Muhammad Ali once claimed he was so fast he could flick off the switch on his bedside lamp and slide under the covers before the light went out.
Also blessed with supreme self-confidence and a taste for speed, Nicolas Sarkozy explained recently, "I'm not stopping, I'm accelerating."
"One day," he predicted, "you'll say I was as much a reformer as Margaret Thatcher."
There's substance to Sarkozy's ambition. As an agent of change, working against the still-life backdrop of most of François Mitterrand's and Jacques Chirac's quarter century in power, this president, after six months on the job, seems like a man locked in sprint mode.
In four November weeks, he waited out a public services strike to banish the principle of special pension deals that made working less and retiring with extra cash the symbol of a pervasive French anti-work ethic.
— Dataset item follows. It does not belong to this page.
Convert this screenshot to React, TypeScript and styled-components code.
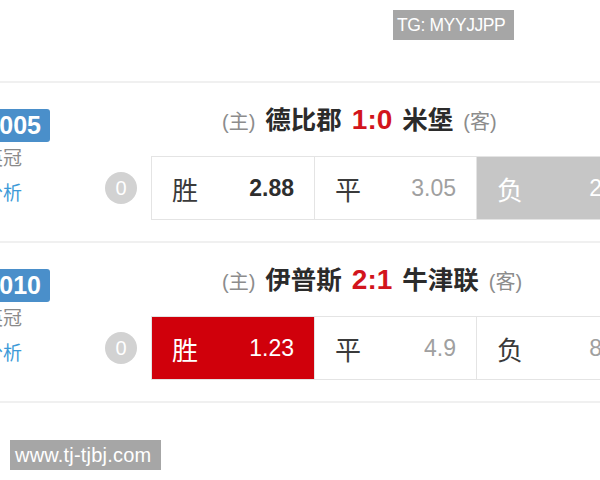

Doubling up, Sarkozy then pointed last Thursday to a path away from the 35-hour workweek, the country's second less-is-more societal beacon.
Combined, the measures are culture-altering twins, decisions in Sarkozy's view meant to dissolve the taboos that for a generation made a reactionary concept for the French out of the idea that greater effort equals greater productivity and greater reward.
Add this: A reinvigorated relationship with the United States that takes France out of its old, marginalized role as reflexive antagonist. With it, a plan to return French forces to NATO's integrated command, aimed at showing the new Europe of former Soviet satellites that Paris is a leader ready to guarantee their security in cooperation with the Americans.
Plus dozens of undertakings wrenching from slumber French citizens and their webs of special interest groups. That's a lot for anyone's May to December.
Credit Sarkozy's profound knowledge of the operative lanes of French power, gained in years as interior minister, finance minister and head of the Gaullist party.
And also consider Sarkozy's get-up-earlier, think-faster personality, his gifts as a pitchman and his truly exceptional drive, which, at times, gives him the big-screen relentlessness of a Hollywood character marked by passion, haste and, maybe, great failings.
So far in this first reel, Sarkozy has been lucky. The leftist opposition is pathetically leaderless and atomized. The traditional trade unions are not in much more cohesive shape. On the right, the statist, nationalist and corporatist opposition to Sarkozy's policies is lamed.
In truth, Sarkozy was also fortunate that a couple of nights of rioting by Arab and African immigrants last week in a Paris suburb - which began after two local teenagers died when their motorcycle collided with a police car - did not spread. The shock effect and seeming pause for reflection created when several police officers were wounded by shotgun fire seemed to defuse the confrontation.
According to Sarkozy, the shooting was purely the work of thugs; and he jumped on those people who he said searched for a "social problem in every riot."
In subsequent days, the president said the government would address the issue of "the suburbs" in a report due in mid-January from Fadela Amara, a Sarkozy appointee of North African origin in the housing ministry whose brief is urban affairs.
Then, over the weekend, Sarkozy proclaimed "the health of the French" as his priority for 2008.
The fact is, public health service in France is generally good, and concentrating on it involves creating a "me" issue, or one where great numbers of voters see themselves as beneficiaries. In contrast, dealing with racial discrimination and integration are "them" problems, connected to vast antagonisms across the broadest stretches of the population.
For a president who, with success, has tried to do everything at once, particularly what casts him as courageous and determined, subordinating the miserable and undiminished question of inequality here is striking - call it conspicuous underkill.
Since 2003, Sarkozy has held the unique position in France of being an advocate of affirmative action. The concept itself is a leaden one in French because it translates out to discrimination positive, and that can sound too much like discriminating against neighbor A to assist neighbor B.
Over the years, discrimination positive has come under attack from all sides, but most remarkably from the French left, which has called it an un-French, American capitalist idea that would make most people less equal.
My sense is that Sarkozy has come to feel he's stuck with his pledge, a good idea but a bedeviled project that he is not sure how to turn into reality.
His definition of it on the campaign trail in March was plain torture:
"If I'm elected, I will adopt a policy of discrimination positive à la française, founded not on ethnic criteria which nourish the separation of communities, but economic and social criteria. This is because republican equality isn't equal treatment in unequal situations but giving more to those who have less to compensate for handicaps."
Got that? It means no quotas, and "no Americanization of our society," but recognizes certain people (no name, race or national origin, please) with certain revenues in certain neighborhoods clearly don't become army officers or professors or cops or get fair treatment on the job market.
Which everyone in France already knows. What they do not know, and what Sarkozy appears unsure about, is how France would quantify, calculate and order the specific process reversing racial discrimination.
You could almost think Sarkozy has concluded that affirmative action in France is one difficult sell.
Not pushing forward directly with the plan or offering it without the presidential drumroll and stamp are ways around possible trouble for Sarkozy. They are political expedients.
But on this big issue, resorting to them signifies balking before a tough obstacle rather than the promised acceleration in the pace of change. For Sarkozy, who wants to be a great reformer, such a choice would not be forgotten.